We have previously posted blogs for our landlord insurance customers about how to generally improve your property to give it the best opportunity of being rented. There are many factors within your control to maintain the property in good order, but in this ever developing social world, are there factors outside of your control affecting your properties rentable attractiveness?
The answer is most definitely yes! To get to the point, I am talking about mobile signals and broadband availability. These items are something you should be considering before expanding your portfolio.
Mobile signals are becoming more of a consideration when renting or buying properties and should without doubt be included within legal packs when purchasing and estate agent details for sales and rentals. Tenants often go without a fixed phone line, maybe it’s too much hassle or an unwanted fixed cost they can do without - they are probably hip, young and all their friends also only have mobile phones too!
The problem is, if they are viewing your property and the signal bars start to drop or they lose 3G connections for the internet, the appeal of your property will certainly decline. Luckily, the mobile signal for most of the country is good and the 2G and 3G signals are improving fast with mobile companies keeping up with demand due to the increasing popularity of Smartphones and tablets such as the iPad, which all depend on good 3G signals.
Alas, broadband speeds are not keeping up with demand and maybe this is because BT wholesale lack any kind of competition, as nearly all broadband providers (apart from Cable) depend on BT’s desire to develop their exchange network. Your tenants, maybe one working from home over the internet or a family with school children who hold an appetite for all things web based will be factoring broadband cost, availability and quality into their decision making. It seems inner cities and major towns benefit from fantastic quality broadband at cheap rates from most broadband suppliers using the upgraded BT network. With download speeds of up to 40mb these households (and landlords) do not realise how good they have it.

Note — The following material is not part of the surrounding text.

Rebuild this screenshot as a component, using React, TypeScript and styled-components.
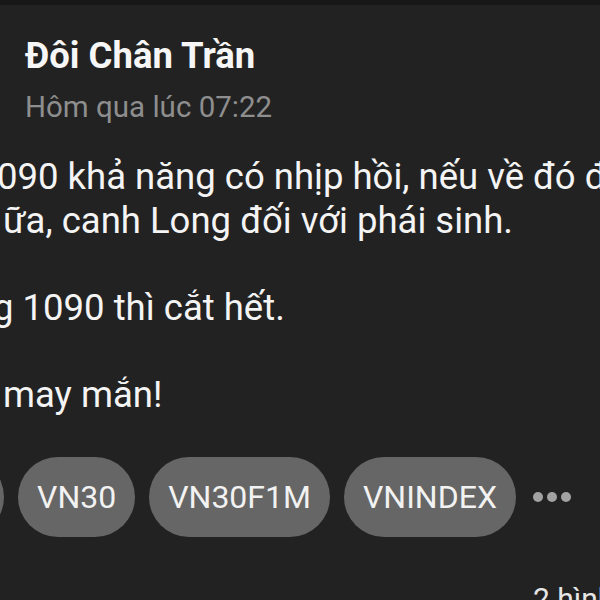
import React from "react";
import styled, { createGlobalStyle } from "styled-components";

const GlobalStyle = createGlobalStyle`
  html, body {
    margin: 0;
    padding: 0;
    background: #222222;
  }
  body {
    font-family: Roboto, "Noto Sans", "Liberation Sans", sans-serif;
  }
`;

const Screen = styled.div`
  width: 600px;
  height: 600px;
  overflow: hidden;
  background: #222222;
  color: #f4f4f4;
  display: flex;
  flex-direction: column;
`;

const StatusStrip = styled.div`
  height: 5px;
  flex-shrink: 0;
  background: #171717;
`;

const Header = styled.header`
  display: flex;
  flex-direction: column;
  gap: 12px;
  padding: 30px 0 0 25px;
`;

const Name = styled.h1`
  margin: 0;
  font-size: 36.5px;
  line-height: 42px;
  font-weight: 700;
  color: #f6f6f6;
`;

const Time = styled.span`
  font-size: 29.5px;
  line-height: 36px;
  color: #8e8e8e;
`;

const Body = styled.div`
  display: flex;
  flex-direction: column;
  margin-top: 30px;
  font-size: 36.5px;
  line-height: 44px;
  color: #f4f4f4;
`;

const Line = styled.p<{ $shift?: number; $gapBefore?: boolean }>`
  margin: 0;
  margin-left: ${(p) => p.$shift ?? 0}px;
  margin-top: ${(p) => (p.$gapBefore ? "43px" : "0")};
  white-space: nowrap;
`;

const ChipRow = styled.div`
  display: flex;
  align-items: center;
  gap: 14px;
  margin-top: 40px;
  margin-left: -88px;
`;

const Chip = styled.span<{ $width?: number }>`
  flex-shrink: 0;
  display: inline-flex;
  align-items: center;
  justify-content: center;
  height: 80px;
  padding: 0 19px;
  box-sizing: border-box;
  width: ${(p) => (p.$width ? `${p.$width}px` : "auto")};
  border-radius: 40px;
  background: #666666;
  color: #f2f2f2;
  font-size: 32px;
  white-space: nowrap;
`;

const More = styled.div`
  display: flex;
  gap: 4px;
  margin-left: 3px;
`;

const Dot = styled.span`
  width: 10px;
  height: 10px;
  border-radius: 50%;
  background: #a2a2a2;
`;

const Footer = styled.div`
  display: flex;
  margin-top: 44px;
  padding-left: 533px;
  font-size: 30px;
  line-height: 36px;
  color: #e6e6e6;
  white-space: nowrap;
`;

const tags = ["VN30", "VN30F1M", "VNINDEX"];

const App: React.FC = () => {
  return (
    <Screen>
      <GlobalStyle />
      <StatusStrip />
      <Header>
        <Name>Đôi Chân Trần</Name>
        <Time>Hôm qua lúc 07:22</Time>
      </Header>
      <Body>
        <Line $shift={-3}>090 khả năng có nhịp hồi, nếu về đó đánh</Line>
        <Line $shift={3}>ữa, canh Long đối với phái sinh.</Line>
        <Line $shift={-7} $gapBefore>
          g 1090 thì cắt hết.
        </Line>
        <Line $shift={3} $gapBefore>
          may mắn!
        </Line>
      </Body>
      <ChipRow>
        <Chip $width={92}>HPG</Chip>
        {tags.map((t) => (
          <Chip key={t}>{t}</Chip>
        ))}
        <More>
          <Dot />
          <Dot />
          <Dot />
        </More>
      </ChipRow>
      <Footer>2 hình ảnh</Footer>
    </Screen>
  );
};

export default App;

The facts are that up to 25% of BT exchanges only deliver speeds of about 2mb at best (512k when busy). These exchanges are found in more rural areas, villages and smaller towns. In contrast to areas with good speeds you would expect your tenants to benefit from lower broadband costs due to the poorer speeds they receive; well the truth is they have to pay more…much more!
So how much extra can it cost your tenant being located outside an upgraded exchange? As I write today, Talk Talk offer calls and broadband for £15.85 a month (£3.25 + £12.60 line rental for 9 months, £6.85 + £12.60 line rental thereafter, 12 month contract), Go on their site and if your exchange is not available to them you will have to call in to discover the price nearly doubles. A house with 1mb speeds will struggle with one child watching BBC iPlayer, another playing video games, while Mum or Dad books their next food delivery!
I would argue the case for broadband information to be included in legal packs when purchasing and estate agent details for buying and renting is much stronger than for mobile signal strength.